Designers are stepping up with solutions to outsmart the supply chain issues. Toni Wyre, a consultant at Polk Stanley Wilcox Architects in Little Rock, Ark., and chair for the American Society of Interior Designers’ National Board of Directors, remodeled a kitchen last summer that was originally to be outfitted with all custom cabinets. The millwork shop with which she was working got really far behind, so she and her team defined which elements needed to stay in the “custom” realm.
“We ordered a few modular cabinets flanked on each side by custom, which shaved six weeks off the lead time,” said Wyre. “Those did not have to be built by the millwork shop, and they worked well with the custom options. We need to make some compromises to move forward, and it should not always have to come down to one supplier.”

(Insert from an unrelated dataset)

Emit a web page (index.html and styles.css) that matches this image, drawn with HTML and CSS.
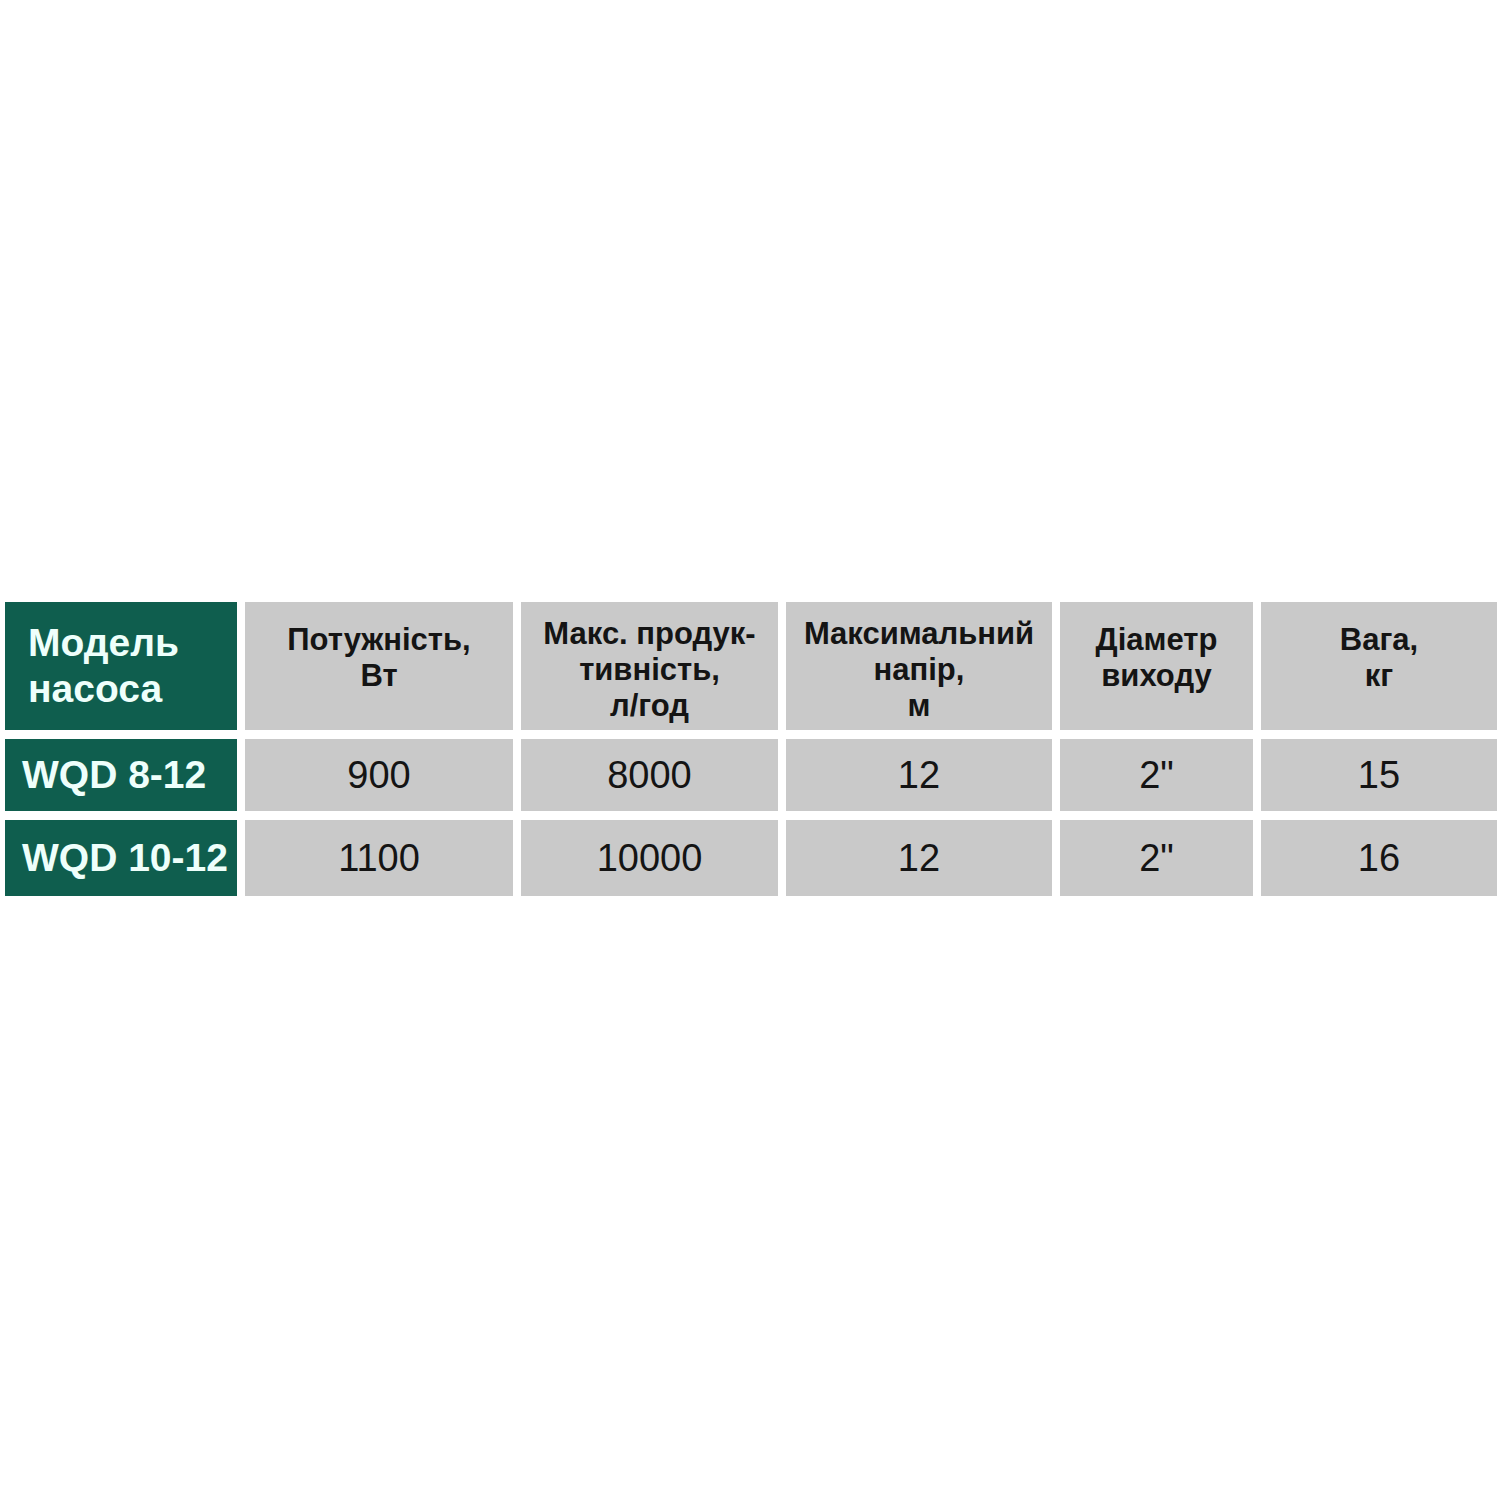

The Skilled Labor Shortage Burden
Workforce development has been and continues to be a huge challenge in our industry, as workers continue to age out. According to the most recently released data from the Bureau of Labor Statistics, there are 371,000 unfilled construction jobs in the U.S.
“Labor shortages are going to remain a fundamental challenge in industries like construction in 2023 and for many years to come,” said Darcy. “The skilled trades positions that remain the hardest to fill are carpenters, plumbers and electricians.”
According to Ed Brady, president and CEO of the Home Builders Institute, now is the time to train people and invest in the workforce. We do not have the labor we need to keep up with the demand for housing in the U.S. Dietz estimates we need to add 740,000 new hires on a gross basis to maintain the current level of workers and account for new growth given a pending wave of retirements.
“As students are graduating with high debt and no real marketable skills, the idea of a career in the trades is starting to resonate,” said Brady, who explained that a lot of jobs in the next 10 years will not require a degree, rather a credential. “The perception of skilled labor is changing, as people realize they can also make a good income.”
To bring this message home, NARI recently launched its NARI Hires program, where anyone can apply to work with a member company or contractor within the organization. NARI’s local chapters across the country partner also with high schools to educate students that there is dignity and respect associated with a career in the skilled trades.
HBI’s Job Corps program targets at-risk youth, and Second Chance works with the corrections and juvenile justice system to help those individuals find jobs and give them an option other than a degree or a minimum wage. Brady says HBI has partnered with more than 300 schools at the introductory level to keep this front and center and plant the seed. It has also worked with the Boys and Girls Club, 100 Black Men of America and Women in Construction to diversify the workforce, as only 10% of it is made up of women. HBI has opened three academies and will have seven by the end of 2023 in major cities. These are facilities where HBI provides on-the-job training for all these populations under one roof in 12 weeks.
Brady said it would be helpful for the industry to establish micro credentials for such specialty skills as cabinet installation or trim work. HBI is working with more than 10 specialty associations to determine the best way to invest in credentialing and developing curriculum with standards. HBI also works with various suppliers that have invested in its academies and trades programs. Those suppliers donate in-kind material on which to train and support future installers and technicians and in turn receive brand recognition.
As for 2023 as a whole? According to Dietz, at the end of this year, inflation will have decreased through a recession or a soft landing engineered by the Federal Reserve. He says a recession is the more likely outcome, but one way or another, the monetary policy will ease by the end of 2023, and we will see a macroeconomic rebound in 2024 led by the housing sector.